It was an interesting dream. A gathering at my father’s funeral, a collection of people who likely never would have come together in his lifetime. They were of the Karen tribe, a group in Burma who have resisted for generations what amounts to genocidal attacks by the military junta. I can attribute their presence in my dreams to two things. At the moment I’m reading Little Daughter by Zoya Phan. My father called me little daughter which he eventually shortened to “Dot”. That and no longer having a father is all Zoya and I have in common. Or perhaps not.
Throughout the Burmese political transitions from tribal units to British colony to Japanese Occupation and then to a brief moment of self-rule before the military rampages started in 1963, my father held firmly to the belief that we would find our identity, our true nature. He had faith, in God and in the deep interconnections of being human. It makes sense to me now that in my dream his funeral would be populated by an ethnic group who hold the same profound, unshakeable faith that they will achieve liberation – in statehood and in selfhood.
I met Zoya briefly one evening. Her talk was deeply passionate and it felt so trite sitting beside her on that church pew asking her to sign her book. But I wanted to tell her something, something important to my own selfhood: her acknowledgment of all those who had suffered at the hands of the military from 1963 onwards before the atrocities came to international light in 1988 had healed a deep wound in me. The tragedies that resulted in my father’s undeserved sense of failure to uphold his commitments had been witnessed by a young activist whose own father and mother had paved the way to actualizing her selfhood.
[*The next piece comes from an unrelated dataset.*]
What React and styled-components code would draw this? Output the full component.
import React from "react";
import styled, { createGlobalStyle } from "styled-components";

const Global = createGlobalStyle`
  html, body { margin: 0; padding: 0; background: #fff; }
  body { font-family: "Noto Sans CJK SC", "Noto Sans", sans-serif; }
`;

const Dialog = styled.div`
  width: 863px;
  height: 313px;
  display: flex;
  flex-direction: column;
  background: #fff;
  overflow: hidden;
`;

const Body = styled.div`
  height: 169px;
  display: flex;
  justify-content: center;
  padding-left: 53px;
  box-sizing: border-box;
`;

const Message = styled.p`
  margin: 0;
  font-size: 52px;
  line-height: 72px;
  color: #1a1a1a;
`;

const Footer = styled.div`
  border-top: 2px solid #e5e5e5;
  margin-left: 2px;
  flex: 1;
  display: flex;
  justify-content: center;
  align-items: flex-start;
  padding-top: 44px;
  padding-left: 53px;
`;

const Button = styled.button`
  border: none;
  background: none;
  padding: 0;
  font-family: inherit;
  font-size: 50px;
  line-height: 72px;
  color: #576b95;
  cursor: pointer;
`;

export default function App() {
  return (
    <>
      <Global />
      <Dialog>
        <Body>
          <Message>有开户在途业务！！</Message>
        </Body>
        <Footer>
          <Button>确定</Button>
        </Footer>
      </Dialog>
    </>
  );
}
Another thing incubating in the dream is the upcoming period of practice called Rohatsu. Literally, the eighth day of the twelfth month. It is the day the Buddha woke up when he saw the morning star and realized the interconnectedness of all beings. In zendos all over the world, practitioners will sit for the seven days prior to December 8, deepening their practice. Not a few will hope to achieve enlightenment and feel the light of their morning star penetrate and illuminate their mind.
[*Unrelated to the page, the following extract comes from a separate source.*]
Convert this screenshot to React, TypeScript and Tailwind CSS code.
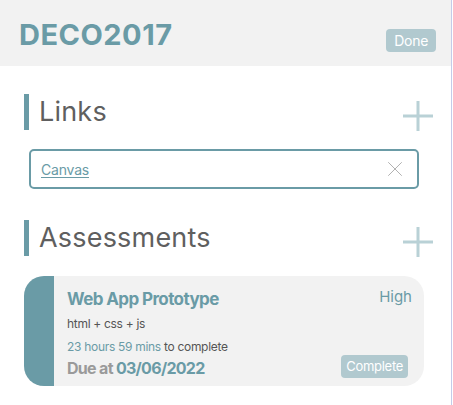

I sat through the night once to meet the dawn of Rohatsu. From the cushion in the home zendo, I knew I would see the morning star. (Ever the obsessive-compulsive, I had looked up the exact hour of its rising and planned my sitting accordingly!) And so I sat and walked and sat – through the night and straight on to the morning star. Mara and Brahma were likely busy with more worthy opponents and arhants – for which I was grateful. I get anxious when folks drop in and there aren’t any decent cookies to serve them. Besides, it is a solitary practice – paradoxically so given its final outcome is to strip away the singular self and manifest what Thich Nhat Hanh calls Interbeing.
I’m curious about what this week’s practice will bring. All practice is about manifesting the true self. To do that we need such mythic tales like Siddhartha’s quest for the deepest possible insight into Being – essentially a Grail quest. And, like the Grail quest, there are clues and guides. The first is to find, as did Siddhartha, the “immovable spot” – that momentary space inside the heart/mind that is steadfastly faithful to our commitment to be liberated from struggle and to achieve stance of nonpreference.
… (I)t is the “place” where things that seem diametrically opposed in the profane world come together in that coincidentia oppositorum that constitutes an experience of the Sacred. Life and Death, emptiness and plenitude, physical and spiritual merge and conjoin, like the spokes of a wheel at its hub, in a way that is unimaginable to normal consciousness. (Buddha by Karen Armstrong)
Indeed, it can be an interesting week.